In modem times reformative measures are adopted in cases of juvenile offenders. In prison they are given some education and are subjected to some such prison programmes so that they can learn some kind of work which may help them in earning their livelihood after coming out of the prison. The advocates of this theory emphasise that when the prisoner goes to jail he finds himself quite cut off from the rest of the world. The confinement, the deprivation of social intercourse and other ways of subjection to rigid discipline never allow him to develop his character. Therefore, what is important is the reformation of the offender by making him worthy of living in the society.

Criticism:

  • Fails to deliver justice to victims

Reformative theory focuses more on the offender than the suffering of the victim. Victims and society may feel that justice is not served when serious criminals are given a chance at reformation.

  • Not effective in cases of habitual or hardcore criminals

This theory has been proved to be successful in case of young offenders but ineffective in case of hardened criminals.

  • May Encourage Crime

If offenders know that the system will try to reform them instead of punishing them, it may reduce the deterrent effect of criminal law.

  • Takes a Long Time and Resources

Reformation requires education, counseling, training, psychological support, etc. This demands a lot of time, money, and skilled personnel, which many criminal justice systems lack, especially in developing countries like India.

  • Not suitable for Heinous Crimes

Crimes like rape, murder, terrorism, etc., demand strong condemnation and punishment, not reformation. In such cases, reformative theory appears morally weak and socially unacceptable.

Compensatory Theory of Punishment

The Compensatory Theory (also known as Restitution Theory) of punishment focuses on compensating the victim of the crime. Its primary objective is to restore the loss or harm caused to the victim by the offender.

Sentencing Policy in India

Though all the above theories have some bearing on the kind of punishments inflicted in India, there is no uniform sentencing policy in the country and sentences reflect the individual philosophy of the judges.

In Rajendra Prasad v State of UP (1979), Krishna Iyer J has emphasized upon the importance of reformative theory which truly reflect the dictum that “every saint has a past and every sinner has a future”.

In State of Gujarat v Hon’ble High Court of Gujarat (1998), Thomas J, once again highlighted what ought to be the essential thrust of sentencing policy in India by stating – “Reformation should be the dominant objective of a punishment and during incarceration every effort should be made to recreate the good man out of convicted prisoners. Reformation and rehabilitation of a prisoner are of great public policy. Hence, they serve a public purpose.”

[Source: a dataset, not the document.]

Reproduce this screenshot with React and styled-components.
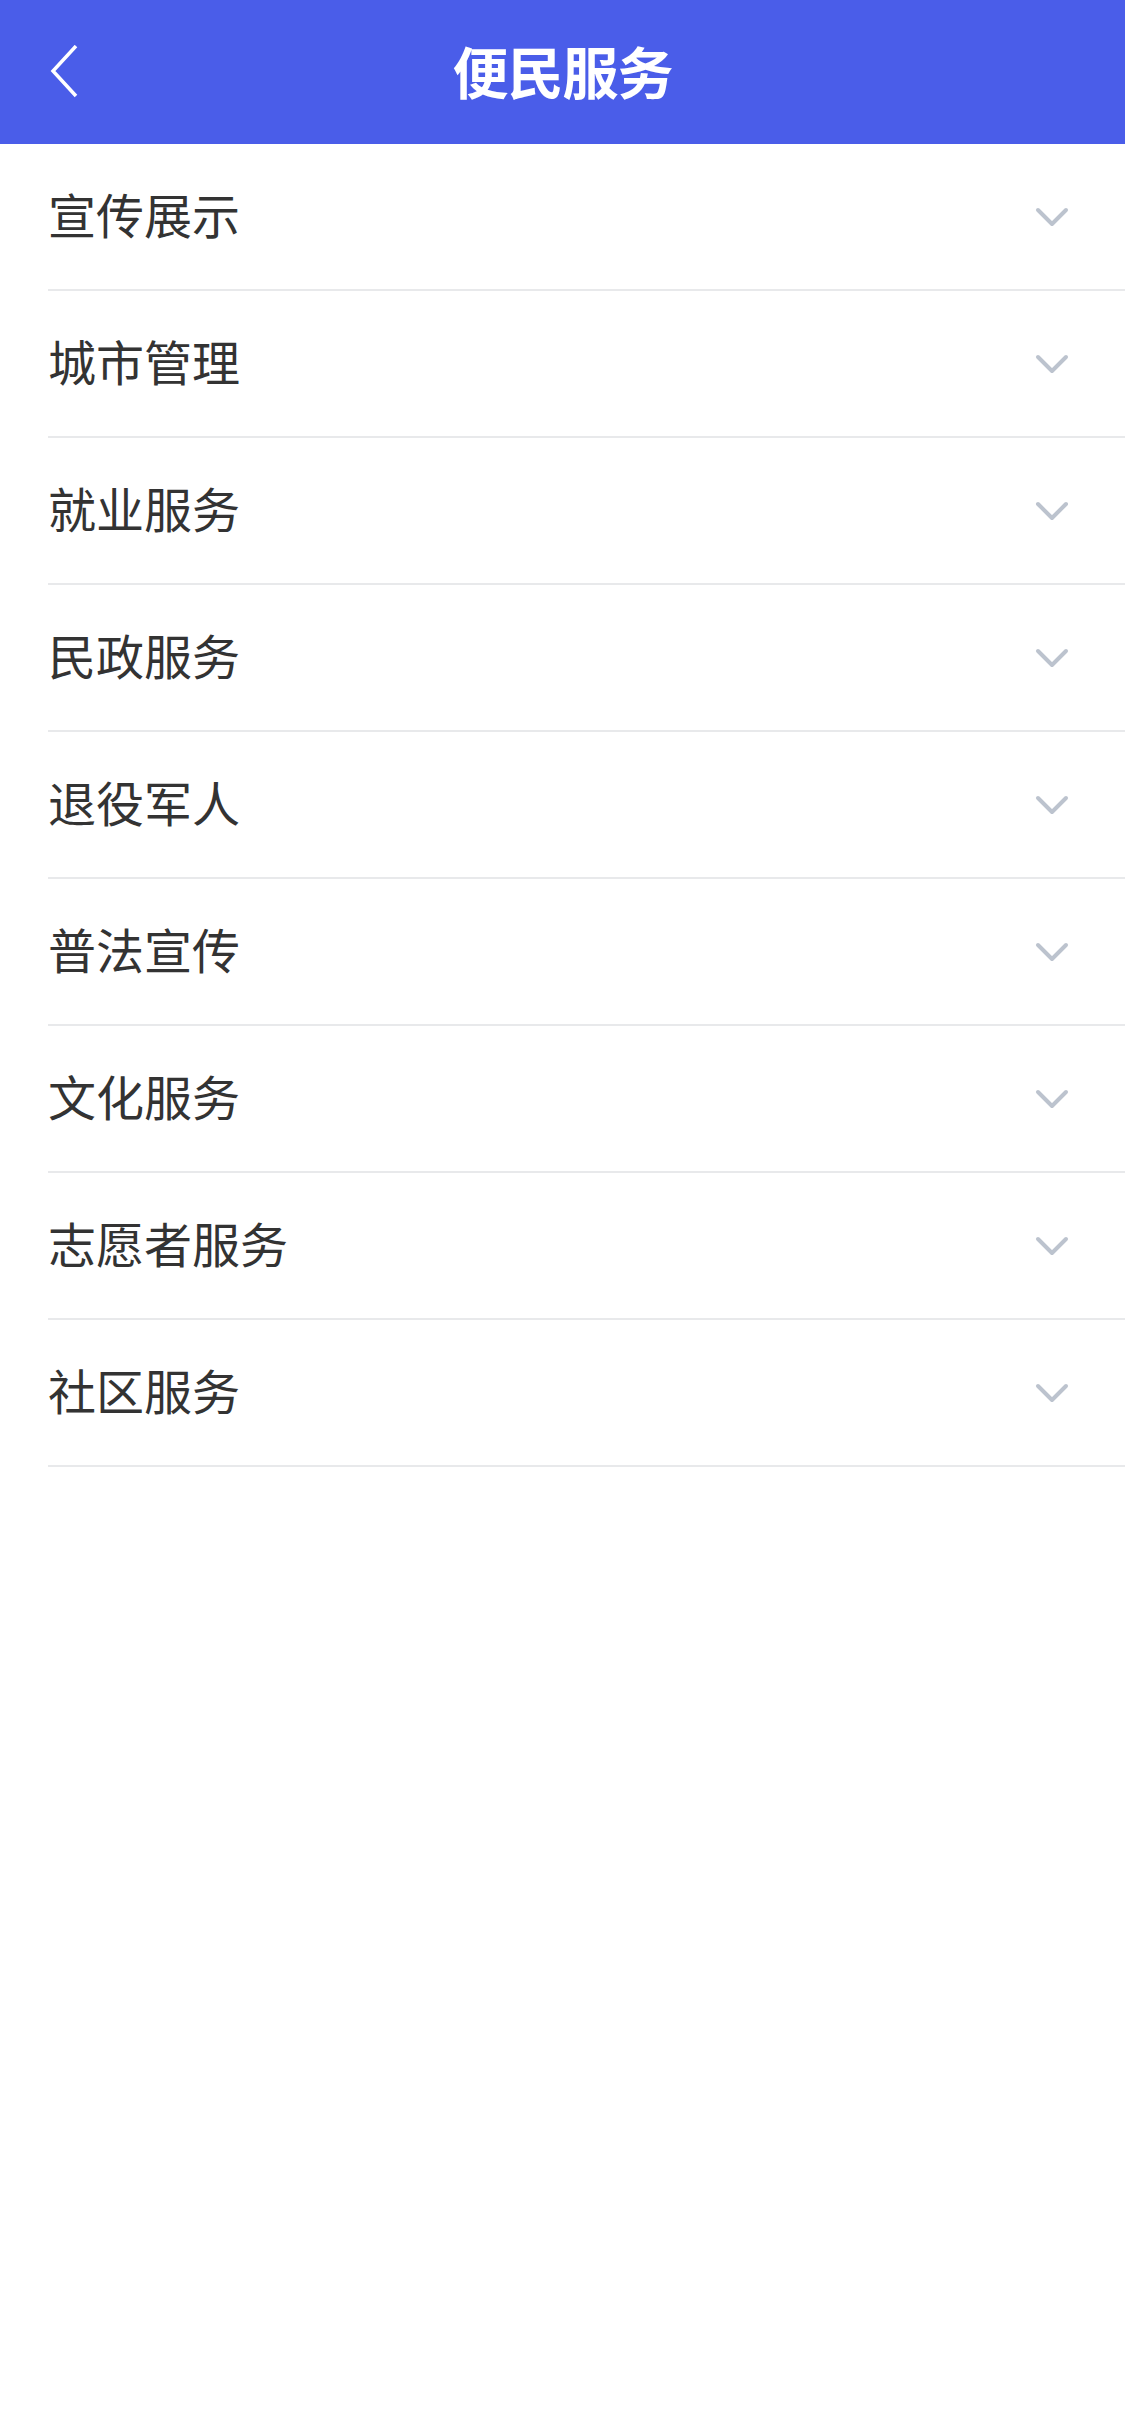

On the other hand, various judgment of Supreme Court has cautioned that too much stress should not be placed on reformative theory. Emphasis must also be given to the fact that the rights of victims of crime ought not to be forgotten. Just as the rights of prisoners and issue of prison reforms have to be given importance, the rights of the victim equally needed to be given primacy.

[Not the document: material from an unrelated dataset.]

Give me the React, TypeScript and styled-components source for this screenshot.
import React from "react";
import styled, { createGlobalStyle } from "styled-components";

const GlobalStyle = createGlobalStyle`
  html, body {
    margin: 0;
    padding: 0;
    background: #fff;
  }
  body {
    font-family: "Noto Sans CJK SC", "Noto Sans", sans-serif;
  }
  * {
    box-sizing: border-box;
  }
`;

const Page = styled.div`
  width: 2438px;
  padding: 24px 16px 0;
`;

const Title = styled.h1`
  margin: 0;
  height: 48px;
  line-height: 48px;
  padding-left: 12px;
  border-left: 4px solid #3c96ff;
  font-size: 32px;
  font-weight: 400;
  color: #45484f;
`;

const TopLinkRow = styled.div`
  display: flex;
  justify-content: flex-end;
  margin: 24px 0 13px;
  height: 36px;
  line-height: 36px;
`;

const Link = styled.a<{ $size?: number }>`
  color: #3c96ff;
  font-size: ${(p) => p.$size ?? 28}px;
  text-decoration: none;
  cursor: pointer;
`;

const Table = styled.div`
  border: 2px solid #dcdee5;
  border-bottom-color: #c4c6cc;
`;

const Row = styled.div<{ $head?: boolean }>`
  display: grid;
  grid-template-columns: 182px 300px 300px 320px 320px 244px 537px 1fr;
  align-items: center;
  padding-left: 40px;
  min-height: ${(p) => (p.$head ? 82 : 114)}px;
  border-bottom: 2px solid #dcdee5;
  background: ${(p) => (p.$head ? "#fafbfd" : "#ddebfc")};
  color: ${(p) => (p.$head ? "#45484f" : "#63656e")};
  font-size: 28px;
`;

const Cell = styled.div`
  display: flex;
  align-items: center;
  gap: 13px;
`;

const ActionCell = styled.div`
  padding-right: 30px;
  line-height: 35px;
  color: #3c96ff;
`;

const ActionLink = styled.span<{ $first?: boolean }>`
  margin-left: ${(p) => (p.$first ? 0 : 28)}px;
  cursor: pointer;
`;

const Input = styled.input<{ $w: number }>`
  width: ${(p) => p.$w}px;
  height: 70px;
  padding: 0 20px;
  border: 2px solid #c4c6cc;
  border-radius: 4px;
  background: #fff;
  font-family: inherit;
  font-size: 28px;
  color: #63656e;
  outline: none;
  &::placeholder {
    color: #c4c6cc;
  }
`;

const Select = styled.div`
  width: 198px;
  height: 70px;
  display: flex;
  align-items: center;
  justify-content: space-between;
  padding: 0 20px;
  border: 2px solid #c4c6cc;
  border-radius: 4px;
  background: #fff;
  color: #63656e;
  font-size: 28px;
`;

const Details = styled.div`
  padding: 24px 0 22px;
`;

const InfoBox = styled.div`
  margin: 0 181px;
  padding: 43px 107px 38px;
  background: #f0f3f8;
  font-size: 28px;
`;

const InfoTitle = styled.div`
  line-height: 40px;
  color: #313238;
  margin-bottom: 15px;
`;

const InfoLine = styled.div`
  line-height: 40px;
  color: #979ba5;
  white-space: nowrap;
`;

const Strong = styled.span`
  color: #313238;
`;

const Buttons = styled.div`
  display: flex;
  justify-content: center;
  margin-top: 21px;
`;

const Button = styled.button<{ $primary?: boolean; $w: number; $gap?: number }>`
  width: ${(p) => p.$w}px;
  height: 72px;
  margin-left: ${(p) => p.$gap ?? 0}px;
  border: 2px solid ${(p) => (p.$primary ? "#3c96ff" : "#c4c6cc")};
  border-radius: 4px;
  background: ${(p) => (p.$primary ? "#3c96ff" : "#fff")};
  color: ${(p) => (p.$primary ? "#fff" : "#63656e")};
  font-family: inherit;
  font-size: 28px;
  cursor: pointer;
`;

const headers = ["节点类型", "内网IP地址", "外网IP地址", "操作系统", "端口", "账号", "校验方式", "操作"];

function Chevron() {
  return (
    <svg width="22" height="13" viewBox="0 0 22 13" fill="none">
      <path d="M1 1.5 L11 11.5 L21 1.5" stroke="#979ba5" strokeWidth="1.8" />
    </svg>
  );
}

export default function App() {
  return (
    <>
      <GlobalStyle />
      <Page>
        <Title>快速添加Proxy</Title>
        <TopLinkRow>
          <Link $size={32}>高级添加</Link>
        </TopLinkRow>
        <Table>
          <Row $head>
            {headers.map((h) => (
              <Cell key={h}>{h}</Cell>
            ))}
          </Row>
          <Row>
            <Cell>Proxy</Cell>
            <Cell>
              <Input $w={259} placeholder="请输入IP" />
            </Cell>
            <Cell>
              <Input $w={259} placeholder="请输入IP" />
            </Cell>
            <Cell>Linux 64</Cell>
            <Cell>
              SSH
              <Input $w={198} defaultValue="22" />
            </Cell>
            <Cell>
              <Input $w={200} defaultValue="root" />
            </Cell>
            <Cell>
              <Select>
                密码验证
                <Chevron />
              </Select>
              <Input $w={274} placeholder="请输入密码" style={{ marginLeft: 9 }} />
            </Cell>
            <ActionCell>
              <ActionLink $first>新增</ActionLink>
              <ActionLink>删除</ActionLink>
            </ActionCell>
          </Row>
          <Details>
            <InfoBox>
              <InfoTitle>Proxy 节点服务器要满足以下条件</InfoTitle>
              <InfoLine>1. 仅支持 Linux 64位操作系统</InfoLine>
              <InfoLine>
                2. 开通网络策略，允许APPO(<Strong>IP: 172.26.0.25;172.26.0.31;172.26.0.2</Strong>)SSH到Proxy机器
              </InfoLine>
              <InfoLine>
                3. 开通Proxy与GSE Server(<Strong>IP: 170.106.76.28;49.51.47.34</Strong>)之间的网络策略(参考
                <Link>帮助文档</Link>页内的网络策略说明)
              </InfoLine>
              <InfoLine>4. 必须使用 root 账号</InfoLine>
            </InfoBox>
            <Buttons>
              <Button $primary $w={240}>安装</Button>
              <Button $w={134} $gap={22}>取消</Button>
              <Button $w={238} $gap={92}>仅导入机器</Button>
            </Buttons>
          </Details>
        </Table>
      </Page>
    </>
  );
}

Many crimes of extreme brutality have been witnessed during the last few decades. It is when considering some of these, that courts have been forced to take a hard look at the nature of sentencing, whether the focus of sentencing is deterrent, retributive, rehabilitative, or reformative.

In Dhananjoy Chatterjee alias Dhana v State of West Bengal (1994), the Supreme Court stressed upon the retributive aspect of punishment. The court noted that there are admitted disparities in criminal sentencing by courts, especially in violent crimes against women. While some criminals receive harsh sentences, others get grossly different sentences for an essentially equivalent crime. This apart, shockingly, a large number even go unpunished, thereby encouraging the criminal and in the end making the judicial system suffer by weakening the system's credibility. The court finally said; 'Justice demands that courts should impose punishment befitting the crime so that the courts reflect public abhorrence of the crime.

In Ram Chandra v State of Rajasthan (1996), the Supreme Court stated - “it is the nature and gravity of the crime but not the criminal which are germane for consideration of appropriate punishment in a criminal trial. The Court will be failing in its duty if appropriate punishment is not awarded for a crime, which has been committed not only against the individual victim but also against the society to which the criminal and victim belong. The punishment to be awarded for a crime must not be relevant but it should conform to and be consistent with the atrocity and brutality with which the crime has been perpetrated, the enormity of the crime warranting public abhorrence and it should respond to the society's cry for justice against the criminal.”

We can conclude that putting undue reliance upon a particular theory of punishment will not serve justice; rather the punishment should be awarded taking into the consideration nature and gravity of the crime as well as it should reflect the conscience of the society.